◆ Short exercise ◆
Reproduce the listing below exactly, minus its pictures.

◆ Given material ◆
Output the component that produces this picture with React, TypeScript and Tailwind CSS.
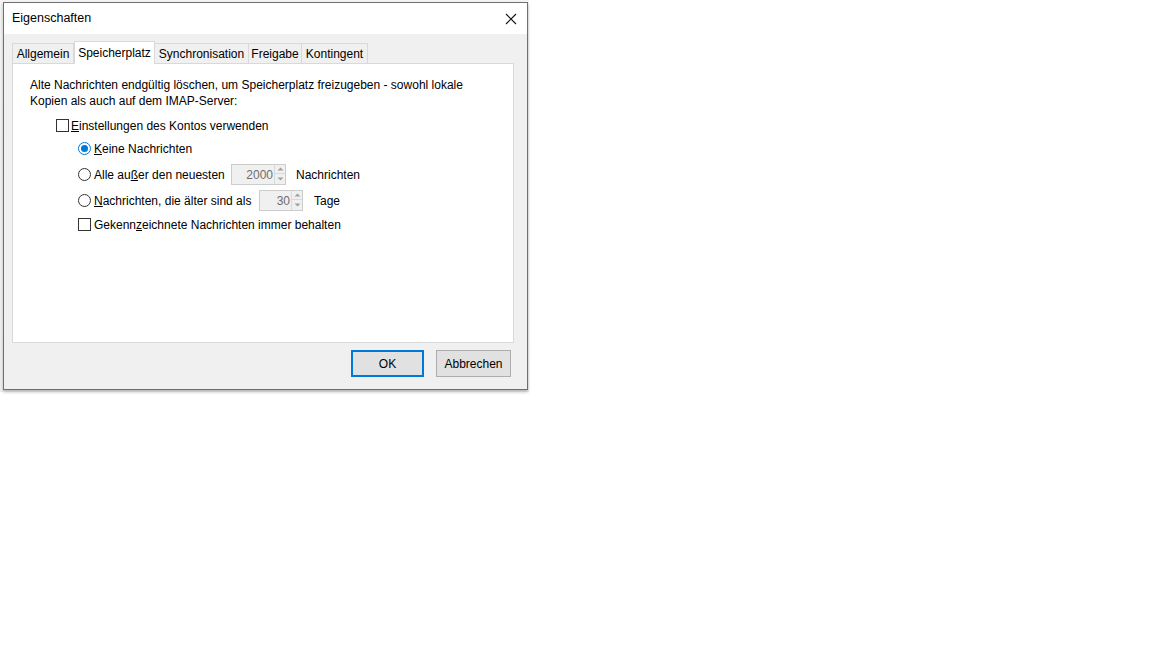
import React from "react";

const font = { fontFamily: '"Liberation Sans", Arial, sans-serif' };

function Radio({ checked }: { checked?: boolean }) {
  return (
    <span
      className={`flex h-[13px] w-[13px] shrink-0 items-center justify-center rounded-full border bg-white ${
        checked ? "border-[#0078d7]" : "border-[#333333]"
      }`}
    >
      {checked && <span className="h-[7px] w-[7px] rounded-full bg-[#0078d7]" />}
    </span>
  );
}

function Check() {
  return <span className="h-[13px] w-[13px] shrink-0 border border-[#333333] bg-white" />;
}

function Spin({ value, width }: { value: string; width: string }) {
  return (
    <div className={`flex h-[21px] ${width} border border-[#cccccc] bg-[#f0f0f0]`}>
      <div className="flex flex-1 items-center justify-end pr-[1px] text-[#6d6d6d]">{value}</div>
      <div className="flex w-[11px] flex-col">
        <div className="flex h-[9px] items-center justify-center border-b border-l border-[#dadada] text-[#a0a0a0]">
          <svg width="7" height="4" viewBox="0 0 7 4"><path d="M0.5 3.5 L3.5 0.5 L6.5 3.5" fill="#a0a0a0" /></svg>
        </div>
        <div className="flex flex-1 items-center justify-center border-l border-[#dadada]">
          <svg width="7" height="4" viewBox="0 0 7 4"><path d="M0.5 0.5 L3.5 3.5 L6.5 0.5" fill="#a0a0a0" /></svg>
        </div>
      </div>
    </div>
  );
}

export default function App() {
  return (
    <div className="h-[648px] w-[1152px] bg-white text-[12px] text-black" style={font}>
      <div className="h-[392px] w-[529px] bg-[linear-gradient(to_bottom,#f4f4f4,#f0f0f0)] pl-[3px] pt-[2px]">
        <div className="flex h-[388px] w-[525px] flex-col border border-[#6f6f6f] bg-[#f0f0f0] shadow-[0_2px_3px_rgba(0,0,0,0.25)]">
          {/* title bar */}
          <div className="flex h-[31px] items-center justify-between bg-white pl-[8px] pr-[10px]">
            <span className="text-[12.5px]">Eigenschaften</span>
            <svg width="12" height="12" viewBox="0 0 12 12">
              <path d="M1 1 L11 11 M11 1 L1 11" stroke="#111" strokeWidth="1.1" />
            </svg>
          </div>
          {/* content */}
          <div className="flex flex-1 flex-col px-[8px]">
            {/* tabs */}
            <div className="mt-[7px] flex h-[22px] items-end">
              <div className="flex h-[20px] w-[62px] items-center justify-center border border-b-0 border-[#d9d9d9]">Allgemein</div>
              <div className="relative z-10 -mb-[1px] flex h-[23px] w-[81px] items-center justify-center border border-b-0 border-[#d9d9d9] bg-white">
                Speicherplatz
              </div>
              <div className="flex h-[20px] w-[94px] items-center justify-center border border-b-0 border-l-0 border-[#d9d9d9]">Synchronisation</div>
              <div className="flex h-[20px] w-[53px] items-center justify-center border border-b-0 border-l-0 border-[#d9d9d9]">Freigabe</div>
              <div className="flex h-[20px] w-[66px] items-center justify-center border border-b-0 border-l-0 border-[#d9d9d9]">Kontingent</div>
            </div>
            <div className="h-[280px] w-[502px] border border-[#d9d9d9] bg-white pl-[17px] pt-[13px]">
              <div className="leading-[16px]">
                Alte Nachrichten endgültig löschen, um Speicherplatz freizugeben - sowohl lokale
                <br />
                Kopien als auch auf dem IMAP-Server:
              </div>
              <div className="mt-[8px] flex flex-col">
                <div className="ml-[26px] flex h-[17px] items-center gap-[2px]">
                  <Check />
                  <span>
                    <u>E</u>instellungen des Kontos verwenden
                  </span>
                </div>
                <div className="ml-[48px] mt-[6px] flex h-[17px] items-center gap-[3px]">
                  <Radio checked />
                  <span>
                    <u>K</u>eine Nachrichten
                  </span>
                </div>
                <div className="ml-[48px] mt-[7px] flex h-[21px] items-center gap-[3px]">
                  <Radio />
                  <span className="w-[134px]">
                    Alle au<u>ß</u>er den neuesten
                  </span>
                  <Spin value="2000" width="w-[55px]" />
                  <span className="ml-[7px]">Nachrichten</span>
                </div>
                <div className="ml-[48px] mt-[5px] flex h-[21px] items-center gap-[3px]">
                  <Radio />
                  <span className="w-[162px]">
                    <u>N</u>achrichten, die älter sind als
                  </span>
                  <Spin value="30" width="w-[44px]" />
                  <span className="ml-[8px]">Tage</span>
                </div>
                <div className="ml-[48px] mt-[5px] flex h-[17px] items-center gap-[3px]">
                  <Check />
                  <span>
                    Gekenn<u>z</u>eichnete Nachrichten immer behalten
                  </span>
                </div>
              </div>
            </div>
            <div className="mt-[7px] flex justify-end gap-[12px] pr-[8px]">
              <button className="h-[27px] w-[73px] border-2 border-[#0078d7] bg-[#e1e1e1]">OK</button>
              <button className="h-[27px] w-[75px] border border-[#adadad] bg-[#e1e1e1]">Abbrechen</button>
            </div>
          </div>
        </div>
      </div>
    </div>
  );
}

◆ Reply to the task ◆
Output the component that produces this picture with React, TypeScript and Tailwind CSS.
import React from "react";

const font = { fontFamily: '"Liberation Sans", Arial, sans-serif' };

function Radio({ checked }: { checked?: boolean }) {
  return (
    <span
      className={`flex h-[13px] w-[13px] shrink-0 items-center justify-center rounded-full border bg-white ${
        checked ? "border-[#0078d7]" : "border-[#333333]"
      }`}
    >
      {checked && <span className="h-[7px] w-[7px] rounded-full bg-[#0078d7]" />}
    </span>
  );
}

function Check() {
  return <span className="h-[13px] w-[13px] shrink-0 border border-[#333333] bg-white" />;
}

function Spin({ value, width }: { value: string; width: string }) {
  return (
    <div className={`flex h-[21px] ${width} border border-[#cccccc] bg-[#f0f0f0]`}>
      <div className="flex flex-1 items-center justify-end pr-[1px] text-[#6d6d6d]">{value}</div>
      <div className="flex w-[11px] flex-col">
        <div className="flex h-[9px] items-center justify-center border-b border-l border-[#dadada] text-[#a0a0a0]">
          <svg width="7" height="4" viewBox="0 0 7 4"><path d="M0.5 3.5 L3.5 0.5 L6.5 3.5" fill="#a0a0a0" /></svg>
        </div>
        <div className="flex flex-1 items-center justify-center border-l border-[#dadada]">
          <svg width="7" height="4" viewBox="0 0 7 4"><path d="M0.5 0.5 L3.5 3.5 L6.5 0.5" fill="#a0a0a0" /></svg>
        </div>
      </div>
    </div>
  );
}

export default function App() {
  return (
    <div className="h-[648px] w-[1152px] bg-white text-[12px] text-black" style={font}>
      <div className="h-[392px] w-[529px] bg-[linear-gradient(to_bottom,#f4f4f4,#f0f0f0)] pl-[3px] pt-[2px]">
        <div className="flex h-[388px] w-[525px] flex-col border border-[#6f6f6f] bg-[#f0f0f0] shadow-[0_2px_3px_rgba(0,0,0,0.25)]">
          {/* title bar */}
          <div className="flex h-[31px] items-center justify-between bg-white pl-[8px] pr-[10px]">
            <span className="text-[12.5px]">Eigenschaften</span>
            <svg width="12" height="12" viewBox="0 0 12 12">
              <path d="M1 1 L11 11 M11 1 L1 11" stroke="#111" strokeWidth="1.1" />
            </svg>
          </div>
          {/* content */}
          <div className="flex flex-1 flex-col px-[8px]">
            {/* tabs */}
            <div className="mt-[7px] flex h-[22px] items-end">
              <div className="flex h-[20px] w-[62px] items-center justify-center border border-b-0 border-[#d9d9d9]">Allgemein</div>
              <div className="relative z-10 -mb-[1px] flex h-[23px] w-[81px] items-center justify-center border border-b-0 border-[#d9d9d9] bg-white">
                Speicherplatz
              </div>
              <div className="flex h-[20px] w-[94px] items-center justify-center border border-b-0 border-l-0 border-[#d9d9d9]">Synchronisation</div>
              <div className="flex h-[20px] w-[53px] items-center justify-center border border-b-0 border-l-0 border-[#d9d9d9]">Freigabe</div>
              <div className="flex h-[20px] w-[66px] items-center justify-center border border-b-0 border-l-0 border-[#d9d9d9]">Kontingent</div>
            </div>
            <div className="h-[280px] w-[502px] border border-[#d9d9d9] bg-white pl-[17px] pt-[13px]">
              <div className="leading-[16px]">
                Alte Nachrichten endgültig löschen, um Speicherplatz freizugeben - sowohl lokale
                <br />
                Kopien als auch auf dem IMAP-Server:
              </div>
              <div className="mt-[8px] flex flex-col">
                <div className="ml-[26px] flex h-[17px] items-center gap-[2px]">
                  <Check />
                  <span>
                    <u>E</u>instellungen des Kontos verwenden
                  </span>
                </div>
                <div className="ml-[48px] mt-[6px] flex h-[17px] items-center gap-[3px]">
                  <Radio checked />
                  <span>
                    <u>K</u>eine Nachrichten
                  </span>
                </div>
                <div className="ml-[48px] mt-[7px] flex h-[21px] items-center gap-[3px]">
                  <Radio />
                  <span className="w-[134px]">
                    Alle au<u>ß</u>er den neuesten
                  </span>
                  <Spin value="2000" width="w-[55px]" />
                  <span className="ml-[7px]">Nachrichten</span>
                </div>
                <div className="ml-[48px] mt-[5px] flex h-[21px] items-center gap-[3px]">
                  <Radio />
                  <span className="w-[162px]">
                    <u>N</u>achrichten, die älter sind als
                  </span>
                  <Spin value="30" width="w-[44px]" />
                  <span className="ml-[8px]">Tage</span>
                </div>
                <div className="ml-[48px] mt-[5px] flex h-[17px] items-center gap-[3px]">
                  <Check />
                  <span>
                    Gekenn<u>z</u>eichnete Nachrichten immer behalten
                  </span>
                </div>
              </div>
            </div>
            <div className="mt-[7px] flex justify-end gap-[12px] pr-[8px]">
              <button className="h-[27px] w-[73px] border-2 border-[#0078d7] bg-[#e1e1e1]">OK</button>
              <button className="h-[27px] w-[75px] border border-[#adadad] bg-[#e1e1e1]">Abbrechen</button>
            </div>
          </div>
        </div>
      </div>
    </div>
  );
}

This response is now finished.